> [STATED EXERCISE]
Your task is to give the listing below back word for word, pictures excluded.

☆ ☆ ☆ ☆ ☆

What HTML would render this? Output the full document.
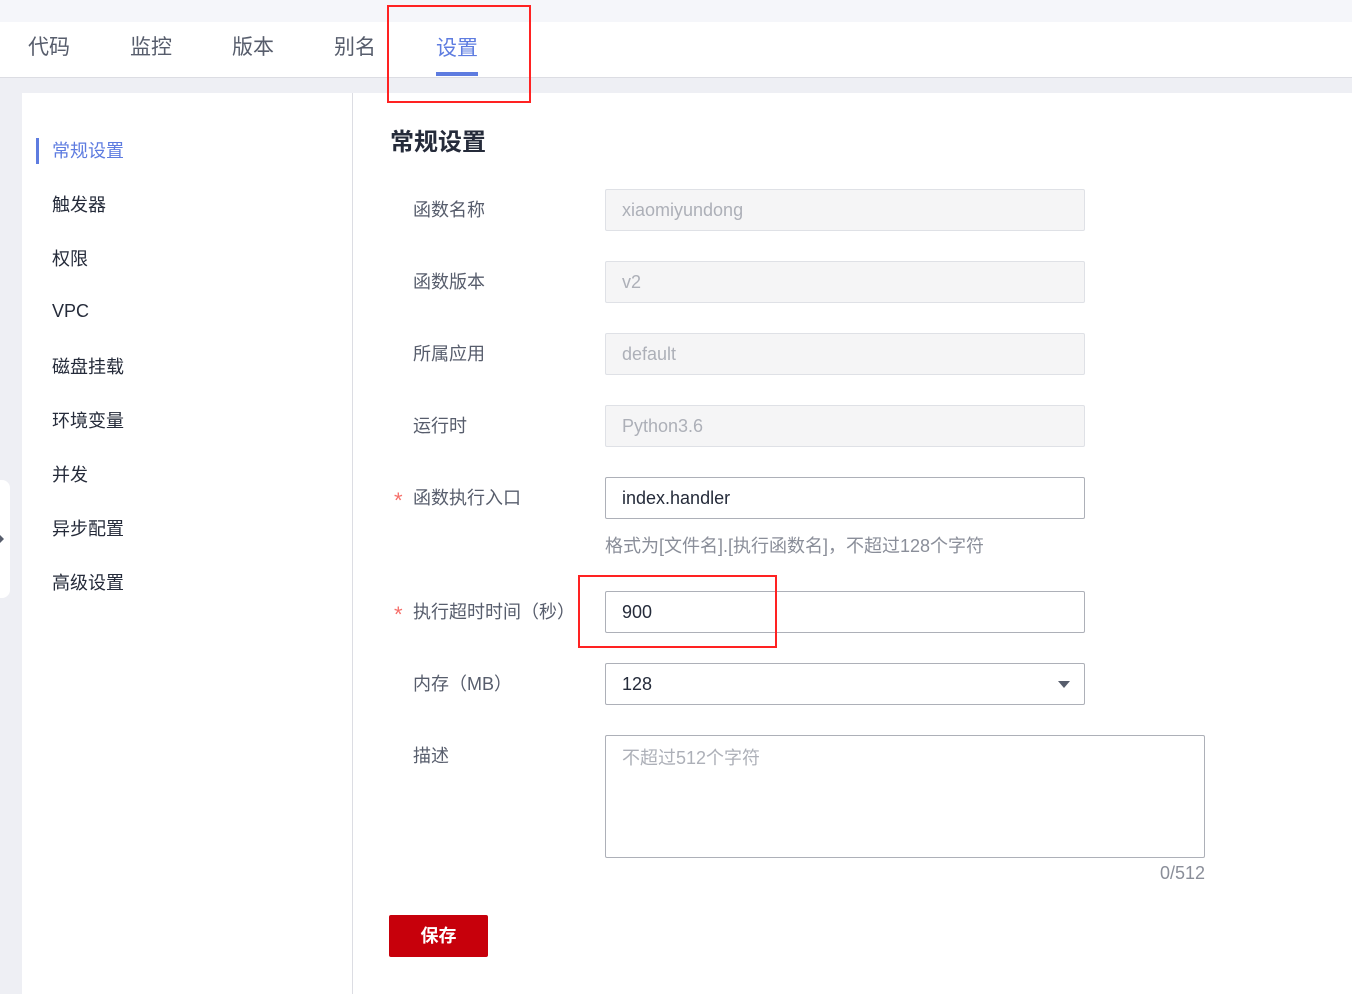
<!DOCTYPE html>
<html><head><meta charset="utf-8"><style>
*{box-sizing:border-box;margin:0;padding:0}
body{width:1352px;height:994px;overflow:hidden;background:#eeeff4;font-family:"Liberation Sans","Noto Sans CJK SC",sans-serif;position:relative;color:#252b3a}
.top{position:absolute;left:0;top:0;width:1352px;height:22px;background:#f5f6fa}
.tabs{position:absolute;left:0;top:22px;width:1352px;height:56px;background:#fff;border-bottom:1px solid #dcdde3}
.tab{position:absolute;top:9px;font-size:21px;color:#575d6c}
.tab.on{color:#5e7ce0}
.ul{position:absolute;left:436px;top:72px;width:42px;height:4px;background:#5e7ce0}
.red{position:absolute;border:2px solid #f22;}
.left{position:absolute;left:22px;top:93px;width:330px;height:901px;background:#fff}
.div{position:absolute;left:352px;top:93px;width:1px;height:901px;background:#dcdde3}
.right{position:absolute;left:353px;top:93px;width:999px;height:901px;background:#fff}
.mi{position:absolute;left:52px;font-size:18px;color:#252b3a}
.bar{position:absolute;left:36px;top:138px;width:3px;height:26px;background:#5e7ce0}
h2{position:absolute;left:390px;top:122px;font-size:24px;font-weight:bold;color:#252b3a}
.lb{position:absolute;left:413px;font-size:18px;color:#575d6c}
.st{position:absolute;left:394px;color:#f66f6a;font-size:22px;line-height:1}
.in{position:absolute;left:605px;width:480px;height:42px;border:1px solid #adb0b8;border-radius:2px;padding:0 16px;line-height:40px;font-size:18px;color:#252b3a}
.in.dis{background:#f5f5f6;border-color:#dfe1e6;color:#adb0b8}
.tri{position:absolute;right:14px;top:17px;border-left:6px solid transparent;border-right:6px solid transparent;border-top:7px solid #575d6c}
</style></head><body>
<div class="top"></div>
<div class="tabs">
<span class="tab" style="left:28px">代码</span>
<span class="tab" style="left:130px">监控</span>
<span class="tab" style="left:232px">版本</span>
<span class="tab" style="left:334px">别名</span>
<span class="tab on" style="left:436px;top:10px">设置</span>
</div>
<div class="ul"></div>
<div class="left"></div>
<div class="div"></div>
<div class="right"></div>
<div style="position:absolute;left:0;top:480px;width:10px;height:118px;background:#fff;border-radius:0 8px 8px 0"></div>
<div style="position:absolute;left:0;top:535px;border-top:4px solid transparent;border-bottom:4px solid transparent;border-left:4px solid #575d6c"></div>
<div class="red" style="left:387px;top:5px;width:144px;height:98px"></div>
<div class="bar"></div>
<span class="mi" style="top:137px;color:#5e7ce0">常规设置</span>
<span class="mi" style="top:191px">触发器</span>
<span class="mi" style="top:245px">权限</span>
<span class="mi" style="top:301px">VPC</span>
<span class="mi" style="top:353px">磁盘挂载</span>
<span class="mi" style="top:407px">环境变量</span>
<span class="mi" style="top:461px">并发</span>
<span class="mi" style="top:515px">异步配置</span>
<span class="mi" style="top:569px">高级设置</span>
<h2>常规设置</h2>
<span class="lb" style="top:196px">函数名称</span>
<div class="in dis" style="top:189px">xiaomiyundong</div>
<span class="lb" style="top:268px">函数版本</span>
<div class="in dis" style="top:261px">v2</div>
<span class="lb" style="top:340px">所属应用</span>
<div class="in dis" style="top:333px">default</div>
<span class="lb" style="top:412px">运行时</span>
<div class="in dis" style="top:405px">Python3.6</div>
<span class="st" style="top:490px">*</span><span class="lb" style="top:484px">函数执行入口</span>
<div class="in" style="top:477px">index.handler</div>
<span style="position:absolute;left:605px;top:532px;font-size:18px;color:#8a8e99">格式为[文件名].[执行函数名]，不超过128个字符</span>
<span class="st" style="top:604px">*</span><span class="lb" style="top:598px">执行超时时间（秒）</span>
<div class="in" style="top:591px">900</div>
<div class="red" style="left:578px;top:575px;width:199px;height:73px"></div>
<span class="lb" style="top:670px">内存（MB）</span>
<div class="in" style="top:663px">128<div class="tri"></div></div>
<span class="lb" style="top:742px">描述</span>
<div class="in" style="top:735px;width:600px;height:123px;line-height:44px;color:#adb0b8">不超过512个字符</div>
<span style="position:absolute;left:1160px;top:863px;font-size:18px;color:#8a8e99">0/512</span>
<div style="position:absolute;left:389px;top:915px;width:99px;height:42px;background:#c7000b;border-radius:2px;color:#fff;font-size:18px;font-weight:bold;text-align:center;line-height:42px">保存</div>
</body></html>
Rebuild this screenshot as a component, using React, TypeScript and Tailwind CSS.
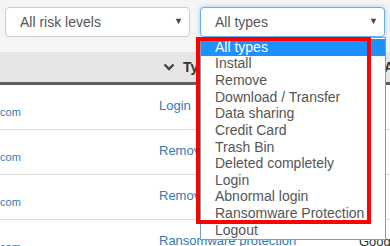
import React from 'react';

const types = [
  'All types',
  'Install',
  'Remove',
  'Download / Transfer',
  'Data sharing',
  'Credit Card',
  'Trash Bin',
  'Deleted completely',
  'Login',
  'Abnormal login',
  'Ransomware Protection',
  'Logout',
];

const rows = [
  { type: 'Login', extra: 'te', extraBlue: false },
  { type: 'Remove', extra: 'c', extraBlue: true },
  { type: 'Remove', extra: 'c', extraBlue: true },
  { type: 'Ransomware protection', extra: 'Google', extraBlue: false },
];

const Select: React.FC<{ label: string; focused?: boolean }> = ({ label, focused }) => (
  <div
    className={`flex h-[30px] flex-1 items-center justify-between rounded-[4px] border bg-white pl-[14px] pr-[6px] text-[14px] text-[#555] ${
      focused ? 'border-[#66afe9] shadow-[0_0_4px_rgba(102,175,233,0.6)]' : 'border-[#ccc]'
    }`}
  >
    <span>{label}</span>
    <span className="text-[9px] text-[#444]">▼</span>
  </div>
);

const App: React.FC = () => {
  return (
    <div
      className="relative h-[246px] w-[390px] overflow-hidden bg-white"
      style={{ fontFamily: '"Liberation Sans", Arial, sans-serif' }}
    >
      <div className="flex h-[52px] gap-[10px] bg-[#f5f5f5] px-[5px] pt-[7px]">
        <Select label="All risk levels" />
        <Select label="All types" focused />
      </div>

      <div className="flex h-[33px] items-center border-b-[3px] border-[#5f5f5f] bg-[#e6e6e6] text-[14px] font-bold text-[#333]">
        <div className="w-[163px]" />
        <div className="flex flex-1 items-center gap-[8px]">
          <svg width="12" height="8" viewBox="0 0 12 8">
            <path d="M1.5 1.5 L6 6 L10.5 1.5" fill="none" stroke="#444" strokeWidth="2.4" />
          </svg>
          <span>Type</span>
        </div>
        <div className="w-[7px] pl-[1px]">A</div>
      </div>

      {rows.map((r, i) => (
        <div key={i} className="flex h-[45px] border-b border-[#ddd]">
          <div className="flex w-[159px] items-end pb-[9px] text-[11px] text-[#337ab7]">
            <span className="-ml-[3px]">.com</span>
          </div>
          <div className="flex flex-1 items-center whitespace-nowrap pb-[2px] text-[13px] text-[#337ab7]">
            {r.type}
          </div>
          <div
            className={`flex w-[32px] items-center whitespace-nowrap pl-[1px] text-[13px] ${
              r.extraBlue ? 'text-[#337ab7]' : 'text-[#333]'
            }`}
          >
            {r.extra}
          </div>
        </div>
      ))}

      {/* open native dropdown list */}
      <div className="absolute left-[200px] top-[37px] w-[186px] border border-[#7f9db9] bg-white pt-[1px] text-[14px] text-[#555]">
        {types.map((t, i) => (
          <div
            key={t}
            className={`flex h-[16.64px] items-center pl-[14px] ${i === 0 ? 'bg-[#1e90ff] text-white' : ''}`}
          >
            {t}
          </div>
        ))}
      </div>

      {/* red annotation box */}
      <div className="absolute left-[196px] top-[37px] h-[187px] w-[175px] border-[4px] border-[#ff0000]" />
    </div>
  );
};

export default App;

☆ ☆ ☆ ☆ ☆

> [RESPONSE]
What HTML would render this? Output the full document.
<!DOCTYPE html>
<html><head><meta charset="utf-8"><style>
*{box-sizing:border-box;margin:0;padding:0}
body{width:1352px;height:994px;overflow:hidden;background:#eeeff4;font-family:"Liberation Sans","Noto Sans CJK SC",sans-serif;position:relative;color:#252b3a}
.top{position:absolute;left:0;top:0;width:1352px;height:22px;background:#f5f6fa}
.tabs{position:absolute;left:0;top:22px;width:1352px;height:56px;background:#fff;border-bottom:1px solid #dcdde3}
.tab{position:absolute;top:9px;font-size:21px;color:#575d6c}
.tab.on{color:#5e7ce0}
.ul{position:absolute;left:436px;top:72px;width:42px;height:4px;background:#5e7ce0}
.red{position:absolute;border:2px solid #f22;}
.left{position:absolute;left:22px;top:93px;width:330px;height:901px;background:#fff}
.div{position:absolute;left:352px;top:93px;width:1px;height:901px;background:#dcdde3}
.right{position:absolute;left:353px;top:93px;width:999px;height:901px;background:#fff}
.mi{position:absolute;left:52px;font-size:18px;color:#252b3a}
.bar{position:absolute;left:36px;top:138px;width:3px;height:26px;background:#5e7ce0}
h2{position:absolute;left:390px;top:122px;font-size:24px;font-weight:bold;color:#252b3a}
.lb{position:absolute;left:413px;font-size:18px;color:#575d6c}
.st{position:absolute;left:394px;color:#f66f6a;font-size:22px;line-height:1}
.in{position:absolute;left:605px;width:480px;height:42px;border:1px solid #adb0b8;border-radius:2px;padding:0 16px;line-height:40px;font-size:18px;color:#252b3a}
.in.dis{background:#f5f5f6;border-color:#dfe1e6;color:#adb0b8}
.tri{position:absolute;right:14px;top:17px;border-left:6px solid transparent;border-right:6px solid transparent;border-top:7px solid #575d6c}
</style></head><body>
<div class="top"></div>
<div class="tabs">
<span class="tab" style="left:28px">代码</span>
<span class="tab" style="left:130px">监控</span>
<span class="tab" style="left:232px">版本</span>
<span class="tab" style="left:334px">别名</span>
<span class="tab on" style="left:436px;top:10px">设置</span>
</div>
<div class="ul"></div>
<div class="left"></div>
<div class="div"></div>
<div class="right"></div>
<div style="position:absolute;left:0;top:480px;width:10px;height:118px;background:#fff;border-radius:0 8px 8px 0"></div>
<div style="position:absolute;left:0;top:535px;border-top:4px solid transparent;border-bottom:4px solid transparent;border-left:4px solid #575d6c"></div>
<div class="red" style="left:387px;top:5px;width:144px;height:98px"></div>
<div class="bar"></div>
<span class="mi" style="top:137px;color:#5e7ce0">常规设置</span>
<span class="mi" style="top:191px">触发器</span>
<span class="mi" style="top:245px">权限</span>
<span class="mi" style="top:301px">VPC</span>
<span class="mi" style="top:353px">磁盘挂载</span>
<span class="mi" style="top:407px">环境变量</span>
<span class="mi" style="top:461px">并发</span>
<span class="mi" style="top:515px">异步配置</span>
<span class="mi" style="top:569px">高级设置</span>
<h2>常规设置</h2>
<span class="lb" style="top:196px">函数名称</span>
<div class="in dis" style="top:189px">xiaomiyundong</div>
<span class="lb" style="top:268px">函数版本</span>
<div class="in dis" style="top:261px">v2</div>
<span class="lb" style="top:340px">所属应用</span>
<div class="in dis" style="top:333px">default</div>
<span class="lb" style="top:412px">运行时</span>
<div class="in dis" style="top:405px">Python3.6</div>
<span class="st" style="top:490px">*</span><span class="lb" style="top:484px">函数执行入口</span>
<div class="in" style="top:477px">index.handler</div>
<span style="position:absolute;left:605px;top:532px;font-size:18px;color:#8a8e99">格式为[文件名].[执行函数名]，不超过128个字符</span>
<span class="st" style="top:604px">*</span><span class="lb" style="top:598px">执行超时时间（秒）</span>
<div class="in" style="top:591px">900</div>
<div class="red" style="left:578px;top:575px;width:199px;height:73px"></div>
<span class="lb" style="top:670px">内存（MB）</span>
<div class="in" style="top:663px">128<div class="tri"></div></div>
<span class="lb" style="top:742px">描述</span>
<div class="in" style="top:735px;width:600px;height:123px;line-height:44px;color:#adb0b8">不超过512个字符</div>
<span style="position:absolute;left:1160px;top:863px;font-size:18px;color:#8a8e99">0/512</span>
<div style="position:absolute;left:389px;top:915px;width:99px;height:42px;background:#c7000b;border-radius:2px;color:#fff;font-size:18px;font-weight:bold;text-align:center;line-height:42px">保存</div>
</body></html>
Rebuild this screenshot as a component, using React, TypeScript and Tailwind CSS.
import React from 'react';

const types = [
  'All types',
  'Install',
  'Remove',
  'Download / Transfer',
  'Data sharing',
  'Credit Card',
  'Trash Bin',
  'Deleted completely',
  'Login',
  'Abnormal login',
  'Ransomware Protection',
  'Logout',
];

const rows = [
  { type: 'Login', extra: 'te', extraBlue: false },
  { type: 'Remove', extra: 'c', extraBlue: true },
  { type: 'Remove', extra: 'c', extraBlue: true },
  { type: 'Ransomware protection', extra: 'Google', extraBlue: false },
];

const Select: React.FC<{ label: string; focused?: boolean }> = ({ label, focused }) => (
  <div
    className={`flex h-[30px] flex-1 items-center justify-between rounded-[4px] border bg-white pl-[14px] pr-[6px] text-[14px] text-[#555] ${
      focused ? 'border-[#66afe9] shadow-[0_0_4px_rgba(102,175,233,0.6)]' : 'border-[#ccc]'
    }`}
  >
    <span>{label}</span>
    <span className="text-[9px] text-[#444]">▼</span>
  </div>
);

const App: React.FC = () => {
  return (
    <div
      className="relative h-[246px] w-[390px] overflow-hidden bg-white"
      style={{ fontFamily: '"Liberation Sans", Arial, sans-serif' }}
    >
      <div className="flex h-[52px] gap-[10px] bg-[#f5f5f5] px-[5px] pt-[7px]">
        <Select label="All risk levels" />
        <Select label="All types" focused />
      </div>

      <div className="flex h-[33px] items-center border-b-[3px] border-[#5f5f5f] bg-[#e6e6e6] text-[14px] font-bold text-[#333]">
        <div className="w-[163px]" />
        <div className="flex flex-1 items-center gap-[8px]">
          <svg width="12" height="8" viewBox="0 0 12 8">
            <path d="M1.5 1.5 L6 6 L10.5 1.5" fill="none" stroke="#444" strokeWidth="2.4" />
          </svg>
          <span>Type</span>
        </div>
        <div className="w-[7px] pl-[1px]">A</div>
      </div>

      {rows.map((r, i) => (
        <div key={i} className="flex h-[45px] border-b border-[#ddd]">
          <div className="flex w-[159px] items-end pb-[9px] text-[11px] text-[#337ab7]">
            <span className="-ml-[3px]">.com</span>
          </div>
          <div className="flex flex-1 items-center whitespace-nowrap pb-[2px] text-[13px] text-[#337ab7]">
            {r.type}
          </div>
          <div
            className={`flex w-[32px] items-center whitespace-nowrap pl-[1px] text-[13px] ${
              r.extraBlue ? 'text-[#337ab7]' : 'text-[#333]'
            }`}
          >
            {r.extra}
          </div>
        </div>
      ))}

      {/* open native dropdown list */}
      <div className="absolute left-[200px] top-[37px] w-[186px] border border-[#7f9db9] bg-white pt-[1px] text-[14px] text-[#555]">
        {types.map((t, i) => (
          <div
            key={t}
            className={`flex h-[16.64px] items-center pl-[14px] ${i === 0 ? 'bg-[#1e90ff] text-white' : ''}`}
          >
            {t}
          </div>
        ))}
      </div>

      {/* red annotation box */}
      <div className="absolute left-[196px] top-[37px] h-[187px] w-[175px] border-[4px] border-[#ff0000]" />
    </div>
  );
};

export default App;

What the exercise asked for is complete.